# Dimensionality reduction

*Fun fact: anyone you know is probably an extremist in at least one dimension (e.g., how much sugar they put in their coffee), if you consider enough dimensions.* 🤗

- If you have many dimensions you're more likely to overfit, as the points will be likely very far from each other.

- If you reduce the dimensionality of a DS before training, it will train quicker, but you don't necessarily get better results. It always depends on the dataset.

- Main approaches for dimensionality reduction: PROJECTION & MANIFOLD
Projection is the process of mapping data from a higher-dimensional space to a lower-dimensional space.
Manifold is the underlying geometric structure of high-dimensional data, often nonlinear and complex.

- PCA (Principal Component Analysis) is a projection algorithm that tries to preserve the variance in the data (as much as possible), by using their mean squared distances to project the data into a lower hyperplane.
Here *pca.explained_variance_ratio_* can tell you information about the number of dimensions. Imagine the result is *array([0.84, 0.14])*. This means about 0.98 of the data is in this two dimensions, so you're not missing much information in the other axis. So instead of choosing an arbitrary number of dimensions, try to have at least 95% of the data. You can do this by using n_components (between 1 and 0)
**If your data doesn't fit in memory, or for online learning, you need to use INCREMENTALPCA CLASS**

- KernelPCA is a "trick" like the kernel in SVM. It has no inverse_transform(), unless you set fit_inverse_transform=True.

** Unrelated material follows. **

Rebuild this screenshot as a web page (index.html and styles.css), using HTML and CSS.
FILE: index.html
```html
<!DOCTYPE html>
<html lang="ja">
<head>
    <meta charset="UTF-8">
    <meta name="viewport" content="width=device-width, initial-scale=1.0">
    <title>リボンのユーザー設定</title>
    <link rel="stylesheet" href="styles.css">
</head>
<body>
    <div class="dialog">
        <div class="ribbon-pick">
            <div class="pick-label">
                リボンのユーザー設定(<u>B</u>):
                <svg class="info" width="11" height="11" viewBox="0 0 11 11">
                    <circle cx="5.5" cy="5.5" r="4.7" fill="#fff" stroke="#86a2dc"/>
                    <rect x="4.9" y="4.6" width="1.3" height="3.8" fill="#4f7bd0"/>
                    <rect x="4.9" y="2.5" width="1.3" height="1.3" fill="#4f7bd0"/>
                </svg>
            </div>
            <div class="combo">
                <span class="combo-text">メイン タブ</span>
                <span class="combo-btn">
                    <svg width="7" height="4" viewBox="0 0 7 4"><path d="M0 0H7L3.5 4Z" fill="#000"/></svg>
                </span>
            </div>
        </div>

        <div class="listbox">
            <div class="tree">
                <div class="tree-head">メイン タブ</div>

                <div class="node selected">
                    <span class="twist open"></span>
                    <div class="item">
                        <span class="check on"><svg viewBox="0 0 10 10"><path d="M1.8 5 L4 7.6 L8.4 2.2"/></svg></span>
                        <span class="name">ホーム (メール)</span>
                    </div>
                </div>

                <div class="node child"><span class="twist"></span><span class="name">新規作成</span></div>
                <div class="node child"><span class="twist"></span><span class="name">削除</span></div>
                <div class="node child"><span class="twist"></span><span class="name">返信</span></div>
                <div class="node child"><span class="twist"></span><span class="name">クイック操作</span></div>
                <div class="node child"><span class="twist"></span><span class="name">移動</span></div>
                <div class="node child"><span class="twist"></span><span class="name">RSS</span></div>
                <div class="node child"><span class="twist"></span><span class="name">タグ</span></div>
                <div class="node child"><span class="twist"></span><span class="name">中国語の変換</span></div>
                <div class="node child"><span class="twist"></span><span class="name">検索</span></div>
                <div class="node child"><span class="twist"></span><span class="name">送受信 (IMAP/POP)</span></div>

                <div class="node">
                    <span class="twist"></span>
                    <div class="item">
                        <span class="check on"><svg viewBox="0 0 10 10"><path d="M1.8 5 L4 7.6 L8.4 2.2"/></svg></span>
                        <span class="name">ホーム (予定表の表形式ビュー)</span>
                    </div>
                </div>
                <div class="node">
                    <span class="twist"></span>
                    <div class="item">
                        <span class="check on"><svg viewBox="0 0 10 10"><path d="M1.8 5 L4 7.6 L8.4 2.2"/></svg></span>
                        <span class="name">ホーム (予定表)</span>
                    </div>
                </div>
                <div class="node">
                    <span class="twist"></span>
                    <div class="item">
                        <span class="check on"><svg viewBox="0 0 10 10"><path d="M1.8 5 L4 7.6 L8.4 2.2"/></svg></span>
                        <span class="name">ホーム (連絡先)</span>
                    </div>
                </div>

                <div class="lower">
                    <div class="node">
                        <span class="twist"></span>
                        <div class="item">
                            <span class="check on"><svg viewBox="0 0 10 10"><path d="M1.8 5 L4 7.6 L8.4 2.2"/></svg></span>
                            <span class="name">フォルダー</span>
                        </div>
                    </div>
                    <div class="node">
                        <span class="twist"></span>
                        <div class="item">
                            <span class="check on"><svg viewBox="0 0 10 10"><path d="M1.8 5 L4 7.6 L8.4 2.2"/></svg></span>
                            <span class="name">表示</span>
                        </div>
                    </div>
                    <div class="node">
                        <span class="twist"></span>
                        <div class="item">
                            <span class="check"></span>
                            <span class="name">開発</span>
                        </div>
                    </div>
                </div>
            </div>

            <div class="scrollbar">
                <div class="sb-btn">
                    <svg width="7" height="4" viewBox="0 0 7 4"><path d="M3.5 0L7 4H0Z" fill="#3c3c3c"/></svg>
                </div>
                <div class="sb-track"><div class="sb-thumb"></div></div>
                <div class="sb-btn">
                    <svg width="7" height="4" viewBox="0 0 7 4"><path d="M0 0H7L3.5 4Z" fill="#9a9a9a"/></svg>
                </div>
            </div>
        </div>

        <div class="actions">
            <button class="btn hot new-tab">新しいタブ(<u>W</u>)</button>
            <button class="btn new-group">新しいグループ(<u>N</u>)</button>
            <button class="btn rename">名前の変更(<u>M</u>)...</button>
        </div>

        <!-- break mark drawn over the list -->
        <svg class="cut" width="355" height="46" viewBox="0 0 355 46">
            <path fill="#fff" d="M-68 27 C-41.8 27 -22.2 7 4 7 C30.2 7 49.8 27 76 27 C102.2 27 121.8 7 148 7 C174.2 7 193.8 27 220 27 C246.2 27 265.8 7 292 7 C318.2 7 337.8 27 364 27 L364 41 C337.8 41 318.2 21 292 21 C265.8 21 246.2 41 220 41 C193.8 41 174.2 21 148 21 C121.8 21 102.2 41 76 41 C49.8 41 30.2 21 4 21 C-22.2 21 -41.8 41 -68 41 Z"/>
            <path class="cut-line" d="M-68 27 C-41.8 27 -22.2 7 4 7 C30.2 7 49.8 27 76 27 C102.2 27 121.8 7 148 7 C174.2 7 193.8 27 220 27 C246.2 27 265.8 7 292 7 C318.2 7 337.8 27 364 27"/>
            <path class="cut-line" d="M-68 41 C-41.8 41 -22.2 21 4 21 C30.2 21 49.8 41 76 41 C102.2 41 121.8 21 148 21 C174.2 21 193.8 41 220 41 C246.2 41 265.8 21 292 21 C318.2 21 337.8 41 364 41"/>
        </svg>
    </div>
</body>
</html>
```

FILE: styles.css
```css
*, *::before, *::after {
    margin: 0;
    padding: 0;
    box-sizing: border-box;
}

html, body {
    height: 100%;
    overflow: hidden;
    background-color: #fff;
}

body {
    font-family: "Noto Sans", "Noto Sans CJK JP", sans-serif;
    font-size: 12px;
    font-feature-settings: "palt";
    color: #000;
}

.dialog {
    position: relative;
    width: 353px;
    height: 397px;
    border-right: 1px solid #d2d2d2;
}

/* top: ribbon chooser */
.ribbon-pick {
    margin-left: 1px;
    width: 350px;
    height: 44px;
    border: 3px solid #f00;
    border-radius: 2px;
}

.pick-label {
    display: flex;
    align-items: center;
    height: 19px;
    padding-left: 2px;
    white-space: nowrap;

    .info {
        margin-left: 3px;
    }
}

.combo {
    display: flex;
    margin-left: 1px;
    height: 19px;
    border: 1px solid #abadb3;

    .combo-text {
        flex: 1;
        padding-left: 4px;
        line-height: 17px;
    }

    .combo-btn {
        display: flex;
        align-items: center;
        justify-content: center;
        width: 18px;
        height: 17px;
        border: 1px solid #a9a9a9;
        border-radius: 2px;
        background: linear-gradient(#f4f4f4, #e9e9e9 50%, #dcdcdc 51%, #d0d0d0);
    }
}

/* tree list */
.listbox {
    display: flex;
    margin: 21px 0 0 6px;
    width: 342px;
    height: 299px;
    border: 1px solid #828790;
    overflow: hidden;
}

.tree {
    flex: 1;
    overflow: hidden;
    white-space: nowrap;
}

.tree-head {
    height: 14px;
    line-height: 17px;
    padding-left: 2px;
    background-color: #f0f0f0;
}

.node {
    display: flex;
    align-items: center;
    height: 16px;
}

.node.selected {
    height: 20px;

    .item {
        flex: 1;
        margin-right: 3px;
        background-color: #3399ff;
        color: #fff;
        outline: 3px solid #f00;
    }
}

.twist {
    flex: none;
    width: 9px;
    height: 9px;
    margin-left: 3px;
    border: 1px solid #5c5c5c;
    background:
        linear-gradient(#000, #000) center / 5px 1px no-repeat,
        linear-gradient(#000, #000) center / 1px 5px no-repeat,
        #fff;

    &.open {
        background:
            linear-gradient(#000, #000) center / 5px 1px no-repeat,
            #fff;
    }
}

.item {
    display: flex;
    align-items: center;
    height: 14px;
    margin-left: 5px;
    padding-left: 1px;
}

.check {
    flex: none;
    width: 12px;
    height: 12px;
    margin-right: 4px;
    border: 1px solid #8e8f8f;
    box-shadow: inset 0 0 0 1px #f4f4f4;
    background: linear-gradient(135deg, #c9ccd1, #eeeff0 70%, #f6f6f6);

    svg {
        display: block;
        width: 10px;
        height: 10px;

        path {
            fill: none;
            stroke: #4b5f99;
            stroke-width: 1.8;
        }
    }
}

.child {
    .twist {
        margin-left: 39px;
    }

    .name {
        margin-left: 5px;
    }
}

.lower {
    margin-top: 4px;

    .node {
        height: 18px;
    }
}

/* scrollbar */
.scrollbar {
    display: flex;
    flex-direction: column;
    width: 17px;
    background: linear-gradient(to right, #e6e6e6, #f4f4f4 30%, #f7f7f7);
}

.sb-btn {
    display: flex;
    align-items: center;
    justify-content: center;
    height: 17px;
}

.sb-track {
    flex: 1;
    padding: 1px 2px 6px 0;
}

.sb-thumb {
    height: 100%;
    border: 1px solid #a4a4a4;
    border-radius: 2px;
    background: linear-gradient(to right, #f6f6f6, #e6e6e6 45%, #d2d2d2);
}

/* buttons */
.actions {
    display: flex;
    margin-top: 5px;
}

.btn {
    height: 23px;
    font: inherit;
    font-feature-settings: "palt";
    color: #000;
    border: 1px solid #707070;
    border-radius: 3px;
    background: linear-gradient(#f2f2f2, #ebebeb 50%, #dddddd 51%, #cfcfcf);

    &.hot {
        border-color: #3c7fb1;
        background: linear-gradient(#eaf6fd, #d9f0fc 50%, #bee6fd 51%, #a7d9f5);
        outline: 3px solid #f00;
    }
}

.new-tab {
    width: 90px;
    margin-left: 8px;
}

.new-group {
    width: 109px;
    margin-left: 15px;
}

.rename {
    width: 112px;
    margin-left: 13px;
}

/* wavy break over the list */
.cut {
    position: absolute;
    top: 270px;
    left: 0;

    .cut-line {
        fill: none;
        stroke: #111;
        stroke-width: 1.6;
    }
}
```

You can choose from kernels [ linear (equivalent to regular PCA) rbf, sigmoid] and a gamma. This is an unsupervised method, so you can use a grid to select the best one, since this usually comes before a supervised task.

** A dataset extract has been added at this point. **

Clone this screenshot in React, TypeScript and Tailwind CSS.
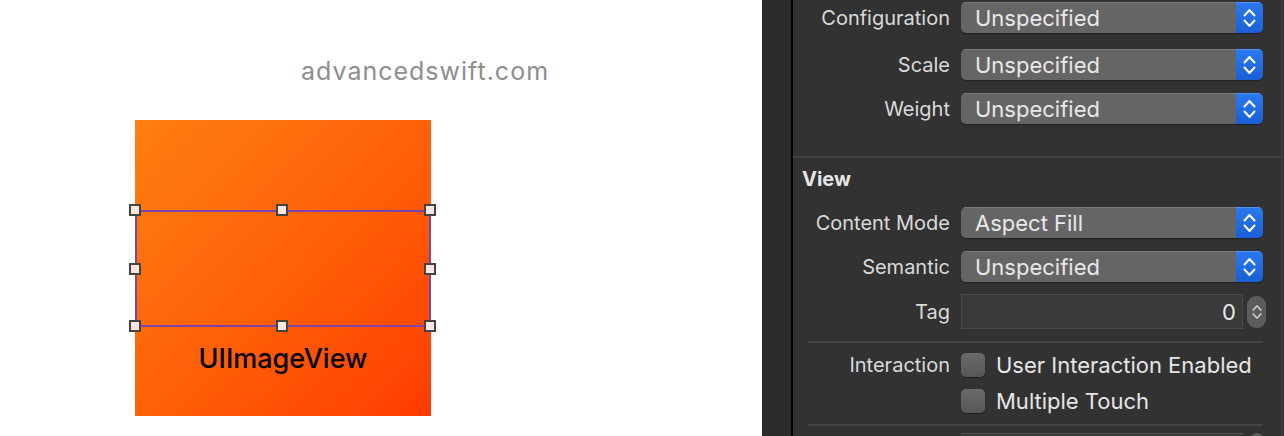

- LLE (Locally Linear Embedding) is a **nonlinear dimensionality reduction**. It works well when there is no much noise. It scales poorly to large datasets.


## Comparing algoritms for dimensionality reduction

**Remember:**

- Feature Selection: Techniques like feature importance analysis (e.g., using Random Forest or XGBoost) can be used to reduce dimensionality by selecting the most relevant features.

- Regularization: Regularization techniques like L1 and L2 regularization can implicitly reduce the effective number of features in linear models.

- One approach you can take to decide which algorithm to use is to select a sample of your training data and do a 2d plot of the models (labels) and see how they compare, which one overlaps the least, etc.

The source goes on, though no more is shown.